I’m trying to set up a binary cache for multiple users. I don’t particularly want to give ssh access to the server in question, which seems to rule out the users being able to populate the cache with the
nix copy command. The instructions here: Binary Cache - NixOS Wiki mention that “one option is to build the packages directly on that [the binary cache] machine”, which seems like a pretty optimal outcome anyway. However, I cannot see any actual instructions on how to do this. Has anyone managed to get this up and working?
Looking at this again - I had first assumed that the instructions meant automatically, ie, when a user wants a particular package, it first gets built on the binary cache machine, then delivered to them, but maybe it means to manually build on the binary cache machine - hopefully not as this would be a bit cumbersome.
All of these various options are possible. Your decisions on where builds occur, who has permissions to write to the binary cache, what kind of cache it is, etc will define how to accomplish what you want.
In this case you seem to not want to give users access, but also want to allow them to populate the cache?
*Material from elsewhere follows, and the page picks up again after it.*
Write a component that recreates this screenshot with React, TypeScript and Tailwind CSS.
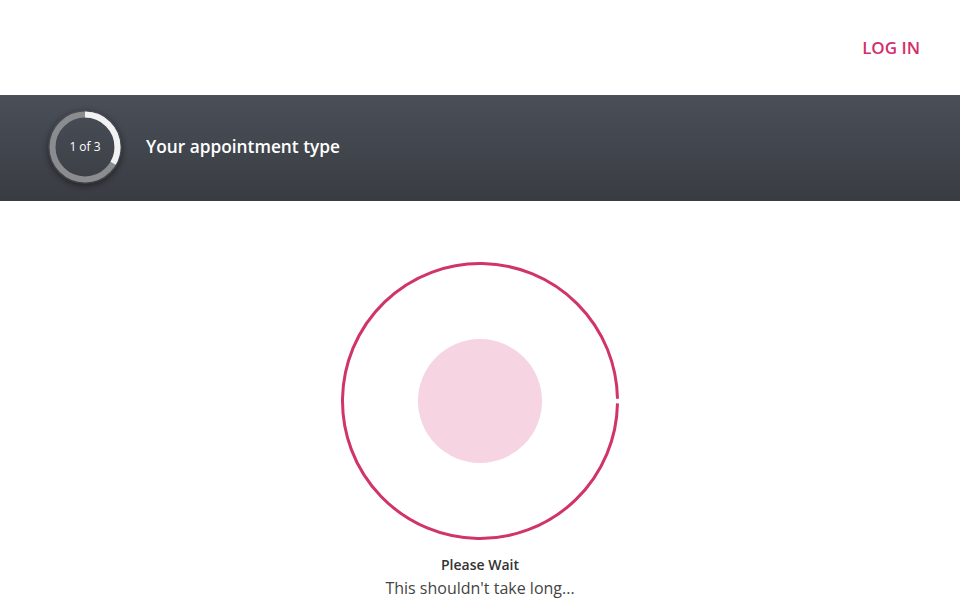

Where exactly do you want to draw the line and with what mechanisms?
The easiest answer when it comes to running your own cache is often an S3-compatible one.
Thanks, maybe S3 is the way to go. At the moment the cache is on a server which has other useful stuff on, and is considered a little security-sensitive. What I was imagining might be possible is something like:
- User A wants a new package, defined (let’s say) in a nix flake
- After establishing that the package isn’t in user A’s local nix store, instead of building on user A’s local machine, Nix sends the derivation to the machine hosting the binary cache
- The machine hosting the binary cache builds it instead
- User A then retrieves it from the binary cache
Is this something that can be automated?
With building-at-cache the issue seems to be the following:
Everyone can run arbitrary code in namespace sandbox on that machine (by definition of the build). If it is sensitive, given that zerodays happen, you might not want it just for this reason.
Source fetching also means that everyone can open connections from this machine’s IP.
If users can populate the cache from outside, there is of course no technical guarantee that someone doesn’t push a backdoored glibc build or something (which might also get used by a process on this machine if that version ends up used for the cache infrastructure).
S3-compatible storage (or whatever plain-file-storage thing you prefer) might indeed be your best bet if you believe the users won’t atttack each other via pushing malicious store paths. Whatever can serve static files and accept static files is good enough, the cache is just a bunch of narinfo files pointing to nar files.
Thanks, you make a good point about the security issues there. I now have a cache up and running on S3, the documentation on how to do this was good. I do not expect everyone using the cache to understand how the cache works, and therefore I do not expect them to actively push to the cache using
nix copy. What would be neat is if some hook could be added to the derivations they are using, so that after a local build has occurred (ie, in a situation where no cache existed), the built package gets pushed to the cache automatically. Is this common practice, or is there any pre-existing approach for this?
I expect it is not a very common practice due to backdoor insertion concerns or something, so setting up dedicated build machines or giving people SSH on a single powerful machine for remote building is hopefully more typical.
Of course in many cases for social reasons you can be reasonably sure that a) people won’t do bad things on purpose, b) if anybody did, spreading malware via Nix cache would be among the lesser of the worries, c) lateral movement in case of attacker intrusion can be also achieved in simpler ways.
If your users do not know Nix, maybe you should just give them a wrapper script? Maybe the same script would manage flake repositories, but in any case when it builds stuff, it also tries to push.